A candidate, or more specifically, a candidate transport address, is a a combination of IP address and port for a particular transport protocol (TCP/UDP).   Note: We don’t need ICE to NAT traverse to the Signaling server. Think about configuring a SIP client - a SIP proxy server IP/domain always has to be entered before registering. This means requests going to the SIP proxy server can traverse NAT naturally.   A candidate can be one of the three types: a. local ip address (associated with the network interface - ethernet/wifi) b. server-reflexive address (read the STUN section above) c. relay address (read the TURN section above)

What are my addresses?

In the candidates gathering process, L first finds out what its set of candidates is. If it uses only STUN, then it gets only the server-reflexive address. If it uses only TURN, both server-reflexive and relay addresses are fetched.

What are your addresses?

In the exchaning step, after gathering all the candidates, L then orders them by highest-to-lowest priority and sends them to R via the signaling server.

R then performs the same candidates gathering steps and shares the candidates list with L.

Can we connect?

Each agent now has its own list of candidates as well as the other agent’s list of candidates. Next, it pairs up these candidates and performs connectivity checks.   A connectivity check does the following things - a. Sort the candidate pairs according to their priority. b. Check connectivity on each candidate pair. c. Acknowledge connectivity checks from the other agent.   A connectivity check is a 4-way handshake:

              L                        R
              -                        -
              STUN request ->             \  L's
                        <- STUN response  /  check

                         <- STUN request  \  R's
              STUN response ->            /  check

                Figure: Basic Connectivity Check

  Hang on, why are we sending a STUN request? Because, if the remote candidate we are checking connectivity for is a relay address instead of a server-reflex address, then a TURN server should respond to the STUN Binding request since it’s an extension of the STUN protocol and thus, supports the Binding request.   We still aren’t done yet. Just one last step.   Since there can be multiple data streams that can be exchanged by the agents like audio, video, text during a WebRTC meeting, we need to identify which candidate pair will handle which data stream.

Ok, let’s associate candidate pairs with data streams.

Who decides which pair deals with which data stream though? ICE decides which agent acts as a controlling agent and which agent acts as a controlled agent.
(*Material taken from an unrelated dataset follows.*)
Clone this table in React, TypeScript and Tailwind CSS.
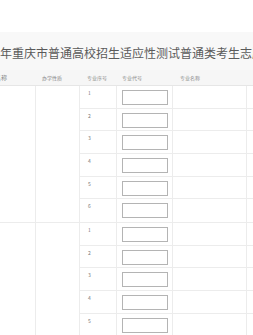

Obviously, the controlling agent gets to decide which candidate pair should be used for which data stream.   This decision making happens when the connectivity checks are in progress. When the controlling agent finds that a connectivity check for a candidate pair is successful, it then notifies the controlled of the nomination through a STUN request with the USE-CANDIDATE attribute:

         L                        R
         -                        -
         STUN request ->             \  L's
                   <- STUN response  /  check

                    <- STUN request  \  R's
         STUN response ->            /  check

         STUN request + attribute -> \  L's
                   <- STUN response  /  check

                       Figure: Nomination

The controlled agent doens’t send the USE-CANDIDATE attribute in it’s binding request.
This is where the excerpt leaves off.